Yes. Putin believes he can get away with anything. Nothing has taught him otherwise. There will always be people who sit at his feet and appease.

On the very day Putin bombed the largest children’s hospital in Ukraine — July 8 — India’s Modi sat down to tea with him. Nice as can be. Three days before, Hungary’s Orbán had gone to see Putin on a “peace” mission. Sure.

• You have heard a line, here in America: Forget Ukraine. Forget Russia. Forget Europe. China is where the real action is. We have to focus all our energies on China. No doubt the Taiwanese would be reassured by our abandonment of the Ukrainians. No doubt the PRC would be shaking in its boots if we abandoned our commitments — and, for that matter, our interests — in Europe.

I have a hunch about the “China hawks” of this type — the Ukraine-abandoners, the Europe-abandoners: They would flinch in the face of the PRC when the chips were down. If I were an East Asian ally of the United States, I wouldn’t trust them.

For many people, I think, the profession of a hard-line position on China is an excuse to oppose support of Ukraine. And an excuse to downgrade or ditch NATO.

(Related to all this is the pro-Israel/anti-Ukraine disposition.)

In any case, I wish to recommend a column by Josh Rogin, here. He is one of our sharpest, best-informed journalists on China and U.S. policy. The heading over his column: “What Vance gets wrong about the China challenge.”

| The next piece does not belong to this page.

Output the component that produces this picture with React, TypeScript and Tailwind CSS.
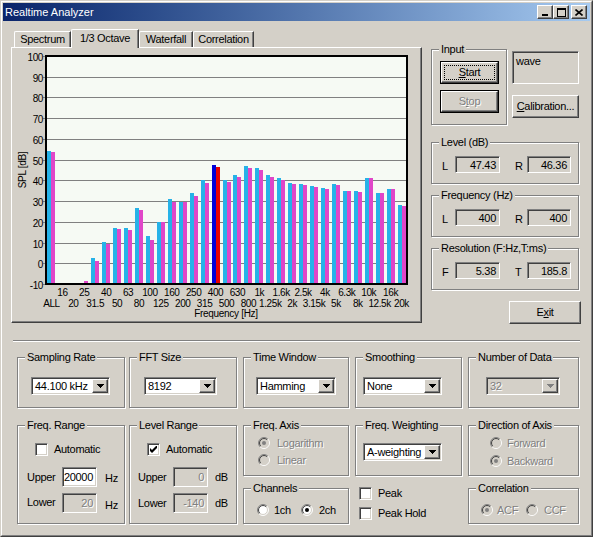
import React from "react";

const sunken =
  "border border-t-[#808080] border-l-[#808080] border-b-white border-r-white shadow-[inset_1px_1px_0_#404040,inset_-1px_-1px_0_#d4d0c8]";
const raised =
  "border border-t-white border-l-white border-b-[#404040] border-r-[#404040] shadow-[inset_-1px_-1px_0_#808080]";
const etched = "border border-[#808080] shadow-[inset_1px_1px_0_#fff,1px_1px_0_#fff]";
const dis = "text-[#808080] [text-shadow:1px_1px_0_#fff]";

function Group({ title, className = "", children }: { title: string; className?: string; children?: React.ReactNode }) {
  return (
    <div className={`${etched} ${className}`}>
      <div className="-mt-[7px] ml-[7px] h-[13px] w-fit whitespace-nowrap bg-[#d4d0c8] px-[2px] leading-[13px]">{title}</div>
      {children}
    </div>
  );
}

function Arrow({ disabled = false }: { disabled?: boolean }) {
  return (
    <svg width="7" height="4" viewBox="0 0 7 4" shapeRendering="crispEdges">
      <path d="M0 0h7v1h-1v1h-1v1h-1v1h-1v-1h-1v-1h-1v-1h-1z" fill={disabled ? "#808080" : "#000"} />
    </svg>
  );
}

function Combo({ value, className = "", disabled = false }: { value: string; className?: string; disabled?: boolean }) {
  return (
    <div className={`${sunken} flex h-[18px] p-[1px] ${disabled ? "bg-[#d4d0c8]" : "bg-white"} ${className}`}>
      <div className={`flex-1 overflow-hidden whitespace-nowrap pl-[2px] leading-[14px] ${disabled ? dis : ""}`}>{value}</div>
      <div className={`${raised} flex w-[16px] items-center justify-center bg-[#d4d0c8]`}>
        <Arrow disabled={disabled} />
      </div>
    </div>
  );
}

function Edit({ value, className = "", disabled = false, white = false }: { value: string; className?: string; disabled?: boolean; white?: boolean }) {
  return (
    <div
      className={`${sunken} flex items-center justify-end pr-[3px] ${white ? "bg-white" : "bg-[#d4d0c8]"} ${className}`}
    >
      <span className={disabled ? dis : ""}>{value}</span>
    </div>
  );
}

function CheckBox({ checked = false }: { checked?: boolean }) {
  return (
    <div className={`${sunken} flex h-[13px] w-[13px] shrink-0 items-center justify-center bg-white`}>
      {checked && (
        <svg width="7" height="7" viewBox="0 0 7 7">
          <path d="M0 2L2 4L7 -1V2L2 7L0 5Z" fill="#000" />
        </svg>
      )}
    </div>
  );
}

function Radio({ checked = false, disabled = false }: { checked?: boolean; disabled?: boolean }) {
  const a = 0.7071;
  const p = (r: number, s: number) => `M${6 - r * a} ${6 + r * a} A${r} ${r} 0 0 ${s} ${6 + r * a} ${6 - r * a}`;
  return (
    <svg width="12" height="12" viewBox="0 0 12 12" className="shrink-0">
      <circle cx="6" cy="6" r="5" fill={disabled ? "#d4d0c8" : "#fff"} />
      <path d={p(5.5, 1)} stroke="#808080" fill="none" />
      <path d={p(5.5, 0)} stroke="#fff" fill="none" />
      <path d={p(4.5, 1)} stroke="#404040" fill="none" />
      <path d={p(4.5, 0)} stroke="#d4d0c8" fill="none" />
      {checked && <circle cx="6" cy="6" r="2" fill={disabled ? "#808080" : "#000"} />}
    </svg>
  );
}

function Button({ children, className = "" }: { children: React.ReactNode; className?: string }) {
  return <div className={`${raised} flex items-center justify-center bg-[#d4d0c8] ${className}`}>{children}</div>;
}

const bands = [
  "ALL", "16", "20", "25", "31.5", "40", "50", "63", "80", "100", "125", "160", "200", "250", "315", "400", "500",
  "630", "800", "1k", "1.25k", "1.6k", "2k", "2.5k", "3.15k", "4k", "5k", "6.3k", "8k", "10k", "12.5k", "16k", "20k",
];
const Lv = [
  54.1, -20, -20, -9.8, 2.4, 10.1, 17.2, 17.1, 26.6, 13.0, 19.8, 30.8, 29.8, 34.0, 40.1, 47.43, 40.0, 42.7, 46.9, 45.9,
  42.7, 41.1, 38.8, 38.2, 37.4, 36.2, 38.3, 34.8, 34.8, 41.2, 34.0, 35.7, 28.2,
];
const Rv = [
  53.6, -20, -20, -8.7, 1.0, 9.2, 16.4, 16.0, 25.6, 11.1, 19.8, 29.8, 29.8, 32.4, 38.8, 46.36, 39.1, 41.7, 45.9, 44.9,
  41.7, 40.1, 38.2, 37.8, 36.7, 35.7, 37.7, 34.8, 34.3, 40.9, 34.0, 35.7, 27.5,
];

function Chart() {
  const X0 = 34, X1 = 395, Y0 = 8, Y1 = 236;
  const sw = (X1 - X0) / 33;
  const ky = (Y1 - Y0) / 110;
  const yOf = (v: number) => Math.round(Y1 - (v + 10) * ky);
  const grid = Array.from({ length: 12 }, (_, k) => Math.round(Y0 + k * ((Y1 - Y0) / 11)));
  const font = "'Liberation Sans', Arial, sans-serif";
  return (
    <svg width="408" height="273" viewBox="0 0 408 273" fontFamily={font} fontSize="10">
      <rect x={X0} y={Y0} width={X1 - X0} height={Y1 - Y0} fill="#f6faf4" />
      {grid.map((y, k) => (
        <g key={k}>
          <rect x={X0 - 3} y={y} width={X1 - X0 + 3} height={1} fill="#808080" shapeRendering="crispEdges" />
          <text x={31} y={y + 1} textAnchor="end" dominantBaseline="central" letterSpacing="-0.4" fill="#000">
            {100 - k * 10}
          </text>
        </g>
      ))}
      {bands.map((_, i) => {
        const cx = Math.round(X0 + sw * (i + 0.5));
        const hi = i === 15;
        return (
          <g key={i} shapeRendering="crispEdges">
            {Lv[i] > -10 && (
              <rect x={cx - 4} y={yOf(Lv[i])} width={4} height={Y1 - yOf(Lv[i])} fill={hi ? "#0000d8" : "#26b2e8"} />
            )}
            {Rv[i] > -10 && (
              <rect x={cx} y={yOf(Rv[i])} width={4} height={Y1 - yOf(Rv[i])} fill={hi ? "#e80000" : "#e046c8"} />
            )}
          </g>
        );
      })}
      <g fill="#000" shapeRendering="crispEdges">
        <rect x={X0 - 1} y={Y0 - 1} width={X1 - X0 + 2} height={2} />
        <rect x={X0 - 1} y={Y1 - 1} width={X1 - X0 + 2} height={2} />
        <rect x={X0 - 1} y={Y0 - 1} width={2} height={Y1 - Y0 + 2} />
        <rect x={X1 - 1} y={Y0 - 1} width={2} height={Y1 - Y0 + 2} />
      </g>
      {bands.map((b, i) => {
        const cx = X0 + sw * (i + 0.5);
        return (
          <text
            key={b}
            x={cx}
            y={i % 2 === 1 ? 244 : 255}
            textAnchor="middle"
            dominantBaseline="central"
            letterSpacing="-0.4"
            fill="#000"
          >
            {b}
          </text>
        );
      })}
      <text x={214} y={265} textAnchor="middle" dominantBaseline="central" letterSpacing="-0.3" fill="#000">
        Frequency [Hz]
      </text>
      <text
        x={10.5}
        y={122}
        textAnchor="middle"
        dominantBaseline="central"
        transform="rotate(-90 10.5 122)"
        letterSpacing="-0.3"
        fill="#000"
      >
        SPL [dB]
      </text>
    </svg>
  );
}

function CaptionBtn({ children, className = "" }: { children: React.ReactNode; className?: string }) {
  return (
    <div className={`${raised} flex h-[14px] w-[16px] items-center justify-center bg-[#d4d0c8] ${className}`}>
      {children}
    </div>
  );
}

export default function App() {
  return (
    <div className="h-[537px] w-[593px] border border-b-[#404040] border-l-[#d4d0c8] border-r-[#404040] border-t-[#d4d0c8] bg-[#d4d0c8] font-['Liberation_Sans',Arial,sans-serif] text-[11px] tracking-[-0.3px] text-black">
      <div className="flex h-full flex-col border border-b-[#808080] border-l-white border-r-[#808080] border-t-white p-[1px]">
        {/* Title bar */}
        <div className="flex h-[18px] shrink-0 items-center bg-linear-to-r from-[#0a246a] to-[#a6caf0] pl-[2px] pr-[3px]">
          <div className="flex-1 text-[11px] tracking-normal text-white">Realtime Analyzer</div>
          <CaptionBtn>
            <svg width="8" height="8" viewBox="0 0 8 8" shapeRendering="crispEdges">
              <rect x="1" y="6" width="6" height="2" fill="#000" />
            </svg>
          </CaptionBtn>
          <CaptionBtn>
            <svg width="9" height="9" viewBox="0 0 9 9" shapeRendering="crispEdges">
              <path d="M0 0h9v9h-9zM1 2v6h7v-6z" fill="#000" fillRule="evenodd" />
            </svg>
          </CaptionBtn>
          <CaptionBtn className="ml-[2px]">
            <svg width="8" height="7" viewBox="0 0 8 7">
              <path d="M0.5 0.5L7.5 6.5M7.5 0.5L0.5 6.5" stroke="#000" strokeWidth="1.6" />
            </svg>
          </CaptionBtn>
        </div>

        {/* Top area */}
        <div className="flex pl-[8px] pt-[8px]">
          {/* Tab control */}
          <div className="flex w-[411px] flex-col">
            <div className="flex h-[18px] items-end pl-[3px]">
              <div className="flex h-[16px] w-[57px] items-center justify-center rounded-tl-[2px] border-l border-t border-white shadow-[inset_-1px_0_0_#808080] [border-right:1px_solid_#404040]">
                Spectrum
              </div>
              <div className="relative z-10 -mb-px flex h-[19px] w-[68px] items-start justify-center rounded-tl-[2px] border-l border-t border-white bg-[#d4d0c8] pt-[1px] leading-[14px] shadow-[inset_-1px_0_0_#808080] [border-right:1px_solid_#404040]">
                1/3 Octave
              </div>
              <div className="flex h-[16px] w-[54px] items-center justify-center rounded-tl-[2px] border-l border-t border-white shadow-[inset_-1px_0_0_#808080] [border-right:1px_solid_#404040]">
                Waterfall
              </div>
              <div className="flex h-[16px] w-[61px] items-center justify-center rounded-tl-[2px] border-l border-t border-white shadow-[inset_-1px_0_0_#808080] [border-right:1px_solid_#404040]">
                Correlation
              </div>
            </div>
            <div className={`${raised} h-[276px] w-[411px] bg-[#d4d0c8]`}>
              <Chart />
            </div>
          </div>

          {/* Right column */}
          <div className="ml-[9px] flex w-[150px] flex-col">
            <div className="mt-[20px] flex items-start">
              <Group title="Input" className="h-[76px] w-[76px]">
                <div className="ml-[8px] mt-[5px] h-[23px] w-[59px] border border-black">
                  <div className={`${raised} h-full w-full p-[2px]`}>
                    <div className="flex h-full w-full items-center justify-center border border-dotted border-black">
                      <span>
                        <u>S</u>tart
                      </span>
                    </div>
                  </div>
                </div>
                <div className="ml-[8px] mt-[6px] h-[23px] w-[59px] border border-black">
                  <div className={`${raised} flex h-full w-full items-center justify-center`}>
                    <span className={dis}>
                      S<u>t</u>op
                    </span>
                  </div>
                </div>
              </Group>
              <div className="ml-[5px] flex flex-col">
                <div className={`${sunken} mt-[2px] h-[33px] w-[67px] bg-[#d4d0c8] pl-[3px] pt-[3px] leading-[13px]`}>
                  wave
                </div>
                <Button className="mt-[11px] h-[23px] w-[67px]">
                  <span>
                    <u>C</u>alibration...
                  </span>
                </Button>
              </div>
            </div>

            <Group title="Level (dB)" className="mt-[17px] h-[42px] w-[148px]">
              <div className="mt-[6px] flex items-center pl-[10px]">
                <span className="w-[13px] pt-[3px]">L</span>
                <Edit value="47.43" className="h-[17px] w-[45px]" />
                <span className="ml-[15px] w-[12px] pt-[3px]">R</span>
                <Edit value="46.36" className="h-[17px] w-[44px]" />
              </div>
            </Group>
            <Group title="Frequency (Hz)" className="mt-[11px] h-[42px] w-[148px]">
              <div className="mt-[6px] flex items-center pl-[10px]">
                <span className="w-[13px] pt-[3px]">L</span>
                <Edit value="400" className="h-[17px] w-[45px]" />
                <span className="ml-[15px] w-[12px] pt-[3px]">R</span>
                <Edit value="400" className="h-[17px] w-[44px]" />
              </div>
            </Group>
            <Group title="Resolution (F:Hz,T:ms)" className="mt-[11px] h-[42px] w-[148px]">
              <div className="mt-[6px] flex items-center pl-[10px]">
                <span className="w-[13px] pt-[3px]">F</span>
                <Edit value="5.38" className="h-[17px] w-[45px]" />
                <span className="ml-[15px] w-[12px] pt-[3px]">T</span>
                <Edit value="185.8" className="h-[17px] w-[44px]" />
              </div>
            </Group>
            <Button className="mt-[11px] h-[23px] w-[72px] self-end">
              <span>
                E<u>x</u>it
              </span>
            </Button>
          </div>
        </div>

        {/* Separator */}
        <div className="ml-[10px] mt-[16px] h-[2px] w-[567px] border-b border-t border-b-white border-t-[#808080]" />

        {/* Bottom settings */}
        <div className="mt-[15px] flex pl-[14px]">
          {/* Col 1 */}
          <div className="flex w-[108px] flex-col">
            <Group title="Sampling Rate" className="h-[51px]">
              <Combo value="44.100 kHz" className="ml-[13px] mt-[13px] w-[79px]" />
            </Group>
            <Group title="Freq. Range" className="mt-[17px] h-[99px]">
              <div className="ml-[17px] mt-[11px] flex h-[13px] items-center">
                <CheckBox />
                <span className="ml-[6px]">Automatic</span>
              </div>
              <div className="ml-[9px] mt-[11px] flex items-center">
                <span className="w-[35px]">Upper</span>
                <Edit value="20000" white className="h-[20px] w-[35px]" />
                <span className="ml-[8px] pt-[2px]">Hz</span>
              </div>
              <div className="ml-[9px] mt-[6px] flex items-center">
                <span className="w-[35px] pb-[2px]">Lower</span>
                <Edit value="20" disabled className="h-[20px] w-[35px]" />
                <span className="ml-[8px] pt-[4px]">Hz</span>
              </div>
            </Group>
          </div>

          {/* Col 2 */}
          <div className="ml-[4px] flex w-[108px] flex-col">
            <Group title="FFT Size" className="h-[51px]">
              <Combo value="8192" className="ml-[14px] mt-[13px] w-[73px]" />
            </Group>
            <Group title="Level Range" className="mt-[17px] h-[99px]">
              <div className="ml-[17px] mt-[11px] flex h-[13px] items-center">
                <CheckBox checked />
                <span className="ml-[6px]">Automatic</span>
              </div>
              <div className="ml-[8px] mt-[11px] flex items-center">
                <span className="w-[35px]">Upper</span>
                <Edit value="0" disabled className="h-[20px] w-[35px]" />
                <span className="ml-[7px]">dB</span>
              </div>
              <div className="ml-[8px] mt-[6px] flex items-center">
                <span className="w-[35px]">Lower</span>
                <Edit value="-140" disabled className="h-[20px] w-[35px]" />
                <span className="ml-[7px]">dB</span>
              </div>
            </Group>
          </div>

          {/* Col 3 */}
          <div className="ml-[6px] flex w-[106px] flex-col">
            <Group title="Time Window" className="h-[51px]">
              <Combo value="Hamming" className="ml-[12px] mt-[13px] w-[80px]" />
            </Group>
            <Group title="Freq. Axis" className="mt-[17px] h-[51px]">
              <div className="ml-[14px] mt-[5px] flex h-[12px] items-center">
                <Radio checked disabled />
                <span className={`ml-[7px] ${dis}`}>Logarithm</span>
              </div>
              <div className="ml-[14px] mt-[5px] flex h-[12px] items-center">
                <Radio disabled />
                <span className={`ml-[7px] ${dis}`}>Linear</span>
              </div>
            </Group>
            <Group title="Channels" className="mt-[12px] h-[36px]">
              <div className="ml-[13px] mt-[9px] flex h-[12px] items-center">
                <div className="flex w-[44px] items-center">
                  <Radio />
                  <span className="ml-[5px]">1ch</span>
                </div>
                <Radio checked />
                <span className="ml-[6px]">2ch</span>
              </div>
            </Group>
          </div>

          {/* Col 4 */}
          <div className="ml-[6px] flex w-[107px] flex-col">
            <Group title="Smoothing" className="h-[51px]">
              <Combo value="None" className="ml-[7px] mt-[13px] w-[79px]" />
            </Group>
            <Group title="Freq. Weighting" className="mt-[17px] h-[51px]">
              <Combo value="A-weighting" className="ml-[7px] mt-[11px] w-[79px]" />
            </Group>
            <div className="ml-[4px] mt-[11px] flex h-[13px] items-center">
              <CheckBox />
              <span className="ml-[6px]">Peak</span>
            </div>
            <div className="ml-[4px] mt-[7px] flex h-[13px] items-center">
              <CheckBox />
              <span className="ml-[6px]">Peak Hold</span>
            </div>
          </div>

          {/* Col 5 */}
          <div className="ml-[6px] flex w-[111px] flex-col">
            <Group title="Number of Data" className="h-[51px]">
              <Combo value="32" disabled className="ml-[17px] mt-[13px] w-[74px]" />
            </Group>
            <Group title="Direction of Axis" className="mt-[17px] h-[51px]">
              <div className="ml-[21px] mt-[5px] flex h-[12px] items-center">
                <Radio disabled />
                <span className={`ml-[5px] ${dis}`}>Forward</span>
              </div>
              <div className="ml-[21px] mt-[6px] flex h-[12px] items-center">
                <Radio checked disabled />
                <span className={`ml-[5px] ${dis}`}>Backward</span>
              </div>
            </Group>
            <Group title="Correlation" className="mt-[12px] h-[36px]">
              <div className="ml-[12px] mt-[9px] flex h-[12px] items-center">
                <div className="flex w-[45px] items-center">
                  <Radio checked disabled />
                  <span className={`ml-[4px] ${dis}`}>ACF</span>
                </div>
                <Radio disabled />
                <span className={`ml-[6px] ${dis}`}>CCF</span>
              </div>
            </Group>
          </div>
        </div>
      </div>
    </div>
  );
}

• It is important, I think, to know some names and faces — names and faces of victims of aggression. Otherwise, the victims are mere data, mere statistics. A lot of people don’t like the picturing of victims, especially of children. They think it’s manipulative, and it makes them uncomfortable. Frankly, I am long past caring.

Olexander Scherba, a Ukrainian diplomat, remembers Stepan Chubenko:

Oleksandra Matviichuk has memorialized a boy named Cyril. Ms. Matviichuk is a human-rights lawyer, the executive director of the Center for Civil Liberties, in Kyiv, which shared the 2022 Nobel Peace Prize. In the picture, we see Cyril in costume, scooting along:

War is not an abstraction. This war was visited on the Ukrainians by Vladimir Putin and his partners. If they succeed in crushing and eating Ukraine, they will move on to the next. The civilized world has a good chance of stopping them now — through the Ukrainians, who are doing the fighting and bleeding and dying. From others, they ask for money and weapons. What a deal, for the civilized world.